Anne | Metallia Matkassa
December 20, 2016 at 11:03 pm

Interesting topic! I have not experienced anything severe being a woman in the metal scene, but definitely it’s these small, annoying things that happen all the time.. because I’m a woman, how could I like black metal.. or drink beer.. or mosh to Slayer.. earlier this year I was attending Behemoth show at a metal fest in Helsinki and this guy asked me “do you really like this music?”. I didn’t know what to answer..
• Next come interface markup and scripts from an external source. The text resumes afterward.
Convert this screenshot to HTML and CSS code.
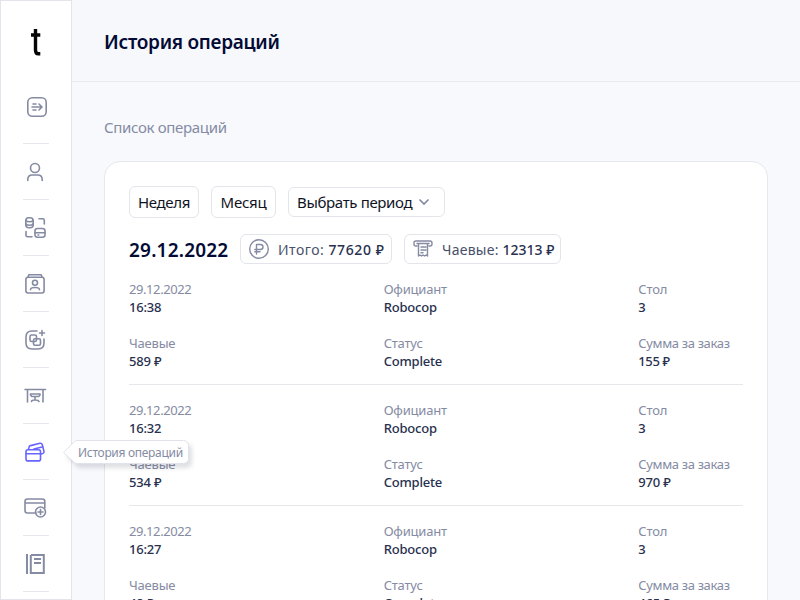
FILE: index.html
```html
<!DOCTYPE html>
<html lang="ru">
<head>
<meta charset="utf-8">
<title>История операций</title>
<link rel="stylesheet" href="styles.css">
</head>
<body>
<div class="app">
  <nav class="sidebar">
    <div class="logo"><svg width="12" height="28" viewBox="0 0 12 28" fill="none" stroke="#050505" stroke-width="3.4"><path d="M5.500 1v21c0 2.700.8 3.800 2.800 3.800h2M1 7h9.300"/></svg></div>
    <a class="item first"><svg class="ico" viewBox="0 0 24 24"><rect x="3.800" y="2.800" width="18.400" height="18.400" rx="4.500"/><path d="M8 12h9.500M9 9h3M9 15h3M15 9l3 3-3 3"/></svg></a>
    <a class="item"><svg class="ico" viewBox="0 0 24 24"><circle cx="11" cy="8" r="4.500"/><path d="M3.800 20.500v-1c0-2.800 2-4.500 4.500-4.500h5.400c2.500 0 4.500 1.700 4.500 4.500v1"/></svg></a>
    <a class="item"><svg class="ico" viewBox="0 0 24 24"><rect x="1.800" y="1.800" width="7.400" height="10" rx="3"/><path d="M2 4.500c1 1.700 6 1.700 7 0M2 8c1 1.700 6 1.700 7 0M15 2.800h3.800q1.500 0 1.500 1.500V8M2 15.500v3.500q0 1.700 1.700 1.700H8"/><rect x="11" y="12.500" width="10" height="8.700" rx="2.500"/><path d="M11 16.800h10M14 19h.7"/></svg></a>
    <a class="item"><svg class="ico" viewBox="0 0 24 24"><rect x="1.900" y="5.200" width="18.200" height="15.800" rx="2.200"/><path d="M4 5l.8-2.200h12.400L18 5M6.500 17.800c0-3 9-3 9 0"/><circle cx="11" cy="10.800" r="2.500"/></svg></a>
    <a class="item"><svg class="ico" viewBox="0 0 24 24"><path d="M13 3H8C4 3 2 5 2 9v6c0 4 2 6 6 6h6c4 0 6-2 6-6v-4M18 2.500v5M15.500 5h5"/><rect x="6" y="7" width="6.500" height="6.500" rx="1.500"/><rect x="9.500" y="10.800" width="7" height="6.500" rx="1.500"/></svg></a>
    <a class="item"><svg class="ico" viewBox="0 0 24 24"><path d="M1 5.500h20.500M3.500 5.500v12.500M19 5.500v12.500M6.500 10h9.500v1l-1.300 1.500H7.800L6.500 11zM11 13v3M7.500 17.500q0-1.500 3.500-1.500t4 1.500"/></svg></a>
    <a class="item active"><svg class="ico" viewBox="0 0 24 24"><rect x="2" y="9.700" width="14.500" height="11.200" rx="2"/><path d="M2 13.700h14.500M4.500 9.200l.5-2Q5.200 6 6.500 5.600L16 3.300q1.700-.3 2.200 1.200l1.800 7q.3 1.500-1.200 2l-2 .6M10 9L19 6.800"/></svg>
      <span class="tip"><svg class="tip-shape" width="138" height="40" viewBox="0 0 138 40"><path d="M2.500 14.500L13.500 3.500Q14.500 2.500 16 2.500H122.500a5 5 0 0 1 5 5V20.500a5 5 0 0 1-5 5H16q-1.500 0-2.500-1z"/></svg><span class="tip-text">История операций</span></span>
    </a>
    <a class="item"><svg class="ico" viewBox="0 0 24 24"><path d="M12 17H3.500Q1 17 1 14.500v-9Q1 3 3.500 3h14.800q2.500 0 2.500 2.500V12M1 7h19.800"/><circle cx="16.500" cy="16" r="5"/><path d="M16.500 13.500v5M14 16h5"/></svg></a>
    <a class="item"><svg class="ico book" viewBox="0 0 24 24"><path d="M3 2v20M7 3h12.800v18H6.800V3M10 7h7M10 11h7"/></svg></a>
  </nav>
  <main class="main">
    <header class="header"><h1>История операций</h1></header>
    <section class="content">
      <h2>Список операций</h2>
      <div class="card">
        <div class="filters">
          <button class="btn week">Неделя</button>
          <button class="btn month">Месяц</button>
          <button class="btn period"><span>Выбрать период</span><svg width="12" height="8" viewBox="0 0 12 8"><path d="M1.500 1.500L6 6l4.500-4.500"/></svg></button>
        </div>
        <div class="summary">
          <span class="day">29.12.2022</span>
          <span class="chip total"><svg class="ico" viewBox="0 0 22 22"><circle cx="11" cy="11" r="9.300"/><path d="M8.500 16V6.500h3.800q2.700 0 2.700 2.500t-2.700 2.500H6.800M6.800 13.800H12"/></svg><span>Итого: <b>77620 ₽</b></span></span>
          <span class="chip tips"><svg class="ico" viewBox="0 0 22 22"><path d="M5 8H4Q2 8 2 6V5q0-2 2-2h14q2 0 2 2v1q0 2-2 2h-1M5 5.500h12M6.500 6v12l1.500-1 1.500 1 1.500-1 1.500 1 1.500-1 1.500 1V6M9 9h3M9 12h3M9 14.700h2M13 9h1M13 12h1"/></svg><span>Чаевые: <b>12313 ₽</b></span></span>
        </div>
        <dl class="op">
          <div><dt class="date">29.12.2022</dt><dd>16:38</dd></div><div><dt>Официант</dt><dd>Robocop</dd></div><div><dt>Стол</dt><dd>3</dd></div>
          <div><dt>Чаевые</dt><dd>589 ₽</dd></div><div><dt>Статус</dt><dd>Complete</dd></div><div><dt class="sum">Сумма за заказ</dt><dd class="amount">155 ₽</dd></div>
        </dl>
        <dl class="op">
          <div><dt class="date">29.12.2022</dt><dd>16:32</dd></div><div><dt>Официант</dt><dd>Robocop</dd></div><div><dt>Стол</dt><dd>3</dd></div>
          <div><dt>Чаевые</dt><dd>534 ₽</dd></div><div><dt>Статус</dt><dd>Complete</dd></div><div><dt class="sum">Сумма за заказ</dt><dd>970 ₽</dd></div>
        </dl>
        <dl class="op">
          <div><dt class="date">29.12.2022</dt><dd>16:27</dd></div><div><dt>Официант</dt><dd>Robocop</dd></div><div><dt>Стол</dt><dd>3</dd></div>
          <div><dt>Чаевые</dt><dd>48 ₽</dd></div><div><dt>Статус</dt><dd>Complete</dd></div><div><dt class="sum">Сумма за заказ</dt><dd>465 ₽</dd></div>
        </dl>
      </div>
    </section>
  </main>
</div>
</body>
</html>
```
FILE: styles.css
```css
* { box-sizing: border-box; }
body, h1, h2, dl, dd { margin: 0; }
body { font-family: "Noto Sans", "Open Sans", sans-serif; color: #28304e; height: 600px; overflow: hidden; }
.app { display: flex; height: 600px; overflow: hidden; background: #f8f9fd; }
.sidebar { width: 72px; flex: none; height: 600px; background: #fff; border: 1px solid #e4e5ec; display: flex; flex-direction: column; align-items: center; }
.logo { height: 70px; padding: 27px 0 0 0; }
.logo svg { display: block; }
.item { position: relative; width: 26px; height: 56px; border-bottom: 1px solid #e7e8ed; display: flex; align-items: center; justify-content: center; flex: none; }
.item.first { height: 73px; padding-bottom: 1px; }
.ico { width: 24px; height: 24px; flex: none; fill: none; stroke: #858ba3; stroke-width: 1.6; stroke-linecap: round; stroke-linejoin: round; }
.active .ico { stroke: #6764ff; }
.book { stroke-width: 2; stroke-linecap: butt; stroke-linejoin: miter; }
.tip { position: absolute; left: 38px; top: 14px; width: 138px; height: 40px; z-index: 2; }
.tip-shape { display: block; fill: #fff; stroke: #e2e3ea; filter: drop-shadow(3px 4px 2px rgba(30, 35, 60, .14)); }
.tip-text { position: absolute; left: 17px; top: 6px; font-size: 12px; line-height: 18px; letter-spacing: -.3px; white-space: nowrap; color: #858ba3; }
.main { flex: 1; min-width: 0; }
.header { height: 82px; padding: 27px 32px 0; background: #f7f8fb; border-bottom: 1px solid #eaebf0; }
h1 { font-size: 19px; line-height: 30px; font-weight: 600; letter-spacing: -.28px; color: #020b35; }
.content { padding: 33px 32px 0; }
h2 { font-size: 15px; line-height: 24px; font-weight: 400; letter-spacing: -.33px; color: #858ba3; }
.card { margin-top: 22px; padding: 24px; height: 520px; background: #fff; border: 1px solid #e6e7ed; border-radius: 16px; }
.filters { display: flex; align-items: center; gap: 12px; height: 32px; }
.btn { height: 32px; padding: 0; background: #fff; border: 1px solid #e4e5ea; border-radius: 6px; font: 400 15px/20px "Noto Sans", sans-serif; letter-spacing: -.35px; color: #10131f; white-space: nowrap; }
.week { width: 70px; }
.month { width: 65px; letter-spacing: -.2px; }
.period { width: 157px; height: 30px; padding: 0 14px 0 8px; display: flex; align-items: center; justify-content: space-between; }
.period svg { fill: none; stroke: #858ba3; stroke-width: 1.7; }
.summary { display: flex; align-items: center; height: 30px; margin-top: 16px; }
.day { width: 111px; padding-top: 1px; font-size: 19px; font-weight: 600; letter-spacing: .2px; color: #020b35; white-space: nowrap; }
.chip { height: 30px; padding: 0 0 0 7px; border: 1px solid #e4e5ea; border-radius: 6px; display: flex; align-items: center; gap: 8px; font-size: 14px; letter-spacing: .25px; color: #484f69; white-space: nowrap; }
.chip b { font-weight: 500; letter-spacing: 0; color: #28304e; }
.chip .ico { stroke-width: 1.4; width: 22px; height: 22px; }
.total { width: 152px; letter-spacing: .5px; }
.total b { letter-spacing: .6px; }
.tips { width: 157px; margin-left: 12px; }
.op { display: grid; grid-template-columns: repeat(3, 104.67px); column-gap: 150px; row-gap: 18px; padding: 16px 0 14px; border-bottom: 1px solid #e6e7ea; font-size: 13px; line-height: 18px; white-space: nowrap; }
dt { color: #858ba3; letter-spacing: -.2px; }
dt.date { letter-spacing: -.42px; }
dt.sum { letter-spacing: -.35px; }
dd { color: #28304e; font-weight: 500; letter-spacing: -.2px; }
dd.amount { letter-spacing: -.4px; }
```
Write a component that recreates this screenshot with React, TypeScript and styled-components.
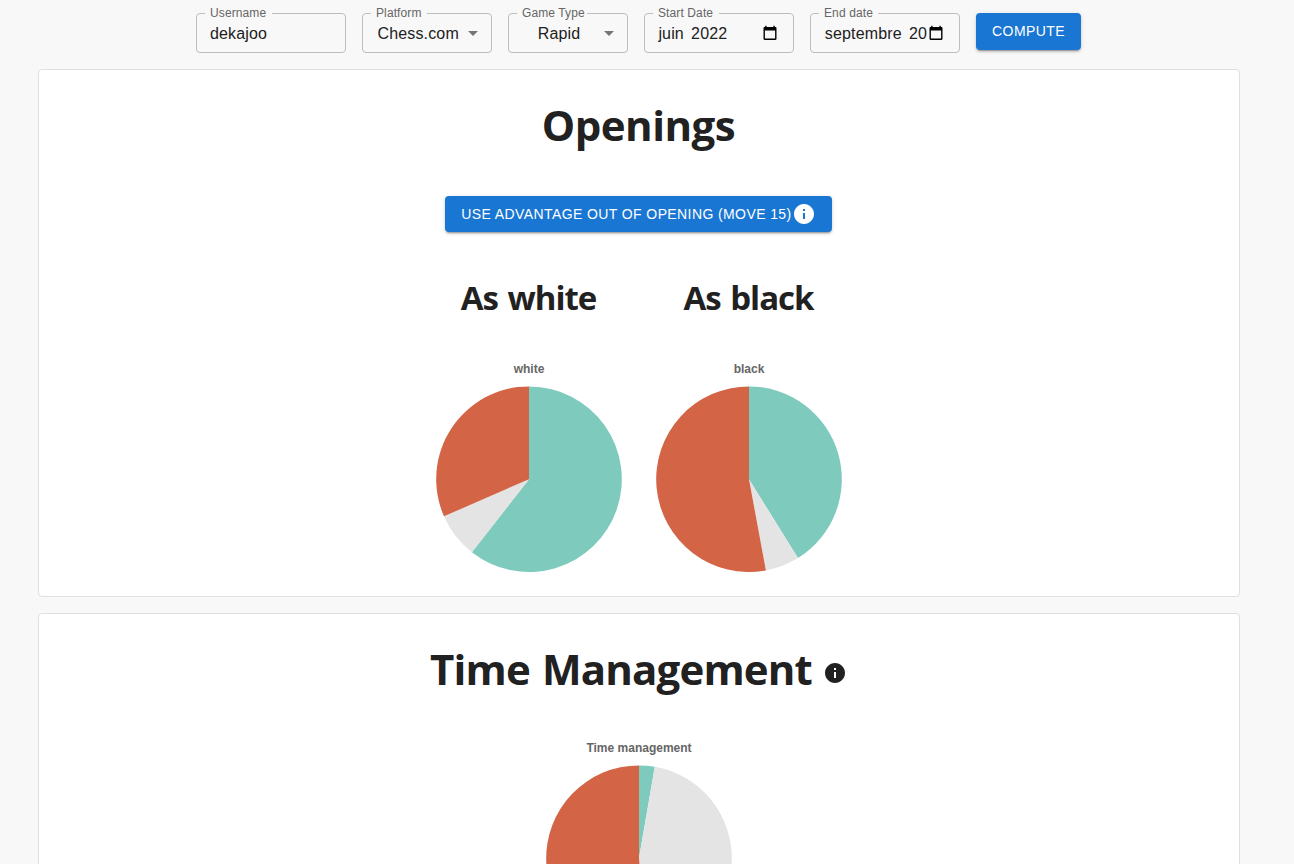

I think also a lot of shit is given about female bands, which annoys me a lot. “They can’t play” “women shouldn’t growl” and other comments like that really piss me off. There are lot of shitty metal around, both men and female bands, but it’s just that the general assumption spread around that female metal bands are not as good as traditional bands with guys, is sad. As it’s always often said by people, who haven’t even listened to these bands.

steff
January 10, 2017 at 1:48 pm

@Anne – Oh, I am so with you on all the comments about female musicians. ALL THE TIME. Taste is subjective. Just because you don’t like a band and they happen to have a woman as a musician, does not mean that all female musicians or the bands they play in are terrible. It’s such a fault in logic. Just … argh!